The laws of Behar emerge as a corrective to the risks inherent in agrarian and urban life. When Israel enters its land, it becomes an agricultural society, developing fields, building homes, and establishing communities. With this development comes the danger of forgetting that the land—and life itself—ultimately belongs to God.
Shemittah and Yovel—the Sabbatical and Jubilee years—address this danger directly. By mandating periodic cessation of agricultural activity and the return of land to its original owners, the Torah disrupts the illusion of permanent human ownership. These institutions remind Israel that its prosperity is not self-generated, and that its relationship to the land is covenantal, not absolute.
Even the distinction between fields and walled cities reflects this tension. Fields revert, reaffirming divine ownership. Houses in cities may remain permanently sold, acknowledging the reality of human construction—but only within limits.

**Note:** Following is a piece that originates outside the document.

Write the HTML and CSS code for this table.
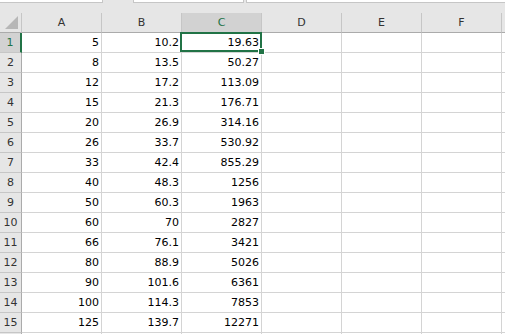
FILE: index.html
```html
<!DOCTYPE html>
<html lang="en">
<head>
  <meta charset="UTF-8" />
  <title>Sheet1</title>
  <link rel="stylesheet" href="styles.css">
</head>
<body>

  <div class="topbar">
    <div class="box box-name"></div>
    <div class="box box-mid"></div>
    <div class="box box-formula"></div>
  </div>

  <div class="viewport">
  <div class="sheet">
    <div class="corner">
      <svg width="14" height="14" viewBox="0 0 14 14"><polygon points="13,0 13,13 0,13" fill="#b7b7b7"/></svg>
    </div>
    <div class="col-head">A</div>
    <div class="col-head">B</div>
    <div class="col-head active">C</div>
    <div class="col-head">D</div>
    <div class="col-head">E</div>
    <div class="col-head">F</div>
    <div class="col-head"></div>

    <div class="row-head active">1</div>
    <div class="cell">5</div><div class="cell">10.2</div><div class="cell selected">19.63<span class="handle"></span></div><div class="cell"></div><div class="cell"></div><div class="cell"></div><div class="cell"></div>

    <div class="row-head">2</div>
    <div class="cell">8</div><div class="cell">13.5</div><div class="cell">50.27</div><div class="cell"></div><div class="cell"></div><div class="cell"></div><div class="cell"></div>

    <div class="row-head">3</div>
    <div class="cell">12</div><div class="cell">17.2</div><div class="cell">113.09</div><div class="cell"></div><div class="cell"></div><div class="cell"></div><div class="cell"></div>

    <div class="row-head">4</div>
    <div class="cell">15</div><div class="cell">21.3</div><div class="cell">176.71</div><div class="cell"></div><div class="cell"></div><div class="cell"></div><div class="cell"></div>

    <div class="row-head">5</div>
    <div class="cell">20</div><div class="cell">26.9</div><div class="cell">314.16</div><div class="cell"></div><div class="cell"></div><div class="cell"></div><div class="cell"></div>

    <div class="row-head">6</div>
    <div class="cell">26</div><div class="cell">33.7</div><div class="cell">530.92</div><div class="cell"></div><div class="cell"></div><div class="cell"></div><div class="cell"></div>

    <div class="row-head">7</div>
    <div class="cell">33</div><div class="cell">42.4</div><div class="cell">855.29</div><div class="cell"></div><div class="cell"></div><div class="cell"></div><div class="cell"></div>

    <div class="row-head">8</div>
    <div class="cell">40</div><div class="cell">48.3</div><div class="cell">1256</div><div class="cell"></div><div class="cell"></div><div class="cell"></div><div class="cell"></div>

    <div class="row-head">9</div>
    <div class="cell">50</div><div class="cell">60.3</div><div class="cell">1963</div><div class="cell"></div><div class="cell"></div><div class="cell"></div><div class="cell"></div>

    <div class="row-head">10</div>
    <div class="cell">60</div><div class="cell">70</div><div class="cell">2827</div><div class="cell"></div><div class="cell"></div><div class="cell"></div><div class="cell"></div>

    <div class="row-head">11</div>
    <div class="cell">66</div><div class="cell">76.1</div><div class="cell">3421</div><div class="cell"></div><div class="cell"></div><div class="cell"></div><div class="cell"></div>

    <div class="row-head">12</div>
    <div class="cell">80</div><div class="cell">88.9</div><div class="cell">5026</div><div class="cell"></div><div class="cell"></div><div class="cell"></div><div class="cell"></div>

    <div class="row-head">13</div>
    <div class="cell">90</div><div class="cell">101.6</div><div class="cell">6361</div><div class="cell"></div><div class="cell"></div><div class="cell"></div><div class="cell"></div>

    <div class="row-head">14</div>
    <div class="cell">100</div><div class="cell">114.3</div><div class="cell">7853</div><div class="cell"></div><div class="cell"></div><div class="cell"></div><div class="cell"></div>

    <div class="row-head">15</div>
    <div class="cell">125</div><div class="cell">139.7</div><div class="cell">12271</div><div class="cell"></div><div class="cell"></div><div class="cell"></div><div class="cell"></div>

    <div class="row-head"></div>
    <div class="cell"></div><div class="cell"></div><div class="cell"></div><div class="cell"></div><div class="cell"></div><div class="cell"></div><div class="cell"></div>
  </div>
  </div>

</body>
</html>
```

FILE: styles.css
```css
html, body {
  margin: 0;
  padding: 0;
  height: 100%;
  overflow: hidden;
}

body {
  background-color: #fff;
  font-family: 'DejaVu Sans', sans-serif;
  font-size: 11px;
  color: #000;
}

.topbar {
  display: flex;
  height: 13px;
  background-color: #e6e6e6;
}

.box {
  box-sizing: border-box;
  height: 3px;
  background-color: #fff;
  border: 1px solid #c6c6c6;
  border-top: none;
}

.box-name {
  width: 103px;
  border-left: none;
}

.box-mid {
  width: 111px;
  margin-left: 30px;
}

.box-formula {
  flex: 1;
  margin-left: 2px;
  border-right: none;
}

.viewport {
  height: 321px;
  overflow: hidden;
}

.sheet {
  display: grid;
  grid-template-columns: 22px repeat(7, 80px);
  grid-auto-rows: 20px;
  width: 582px;
}

.sheet > div {
  box-sizing: border-box;
  border-right: 1px solid #d4d4d4;
  border-bottom: 1px solid #d4d4d4;
  white-space: nowrap;
}

.corner {
  display: flex;
  align-items: flex-end;
  justify-content: flex-end;
  padding: 0 2px 2px 0;
  background-color: #e6e6e6;
}

.sheet > .corner,
.sheet > .col-head {
  border-bottom-color: #ababab;
  border-right-color: #c6c6c6;
}

.col-head {
  background-color: #e6e6e6;
  color: #333;
  text-align: center;
  line-height: 19px;
}

.col-head.active {
  background-color: #d2d2d2;
  color: #217346;
}

.row-head {
  background-color: #e6e6e6;
  color: #333;
  text-align: center;
  line-height: 18px;
  padding-top: 1px;
}

.sheet > .row-head {
  border-right-color: #ababab;
  border-bottom-color: #c6c6c6;
}

.sheet > .row-head.active {
  background-color: #d2d2d2;
  color: #217346;
  border-right: 2px solid #217346;
}

.cell {
  text-align: right;
  padding: 1px 2px 0 2px;
  line-height: 18px;
}

.cell.selected {
  position: relative;
}

.cell.selected::after {
  content: '';
  position: absolute;
  top: -1px;
  left: -2px;
  right: -1px;
  bottom: 0;
  border: 2px solid #217346;
  z-index: 1;
}

.handle {
  position: absolute;
  right: -3px;
  bottom: -2px;
  width: 5px;
  height: 5px;
  background-color: #217346;
  box-shadow: 0 0 0 1px #fff;
  z-index: 2;
}
```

Cities in the Vision of Redemption
This ambivalence toward cities continues in prophetic literature. The prophet Zephaniah describes a purified people who live with simplicity and humility, while Micah speaks of the removal of fortified cities, which Radak interprets as a shift toward a more open and expansive mode of living (Micah 5:10; cf. Ketubot 110b).
Yet the prophet Isaiah offers a different vision. In his prophecy, Jerusalem becomes the religious center of the world, a city that draws all nations toward the service of God (Isaiah 2:2–4). Unlike the Tower of Babel—a human attempt to construct a self-sufficient world that excludes God—Jerusalem represents a sanctified city, one that integrates human society with divine purpose.
These contrasting visions reflect not a contradiction, but a productive tension. The Torah does not reject the city; it seeks to transform it.
Conclusion: Living Without Illusions
The laws of Behar challenge a deeply ingrained human instinct: the desire for permanence. Whether through land, buildings, or institutions, people seek to establish lasting control over their environment. The Torah, however, insists that such control is always partial and provisional.
By distinguishing between land and urban property, instituting cycles of release and return, and embedding these laws within a broader vision of covenant, the Torah teaches that human beings must live in the world without mistaking it for ultimate reality.
Holiness in this context is not withdrawal from society, but a disciplined engagement with it—one that resists the illusion of absolute ownership and continually reorients life toward God.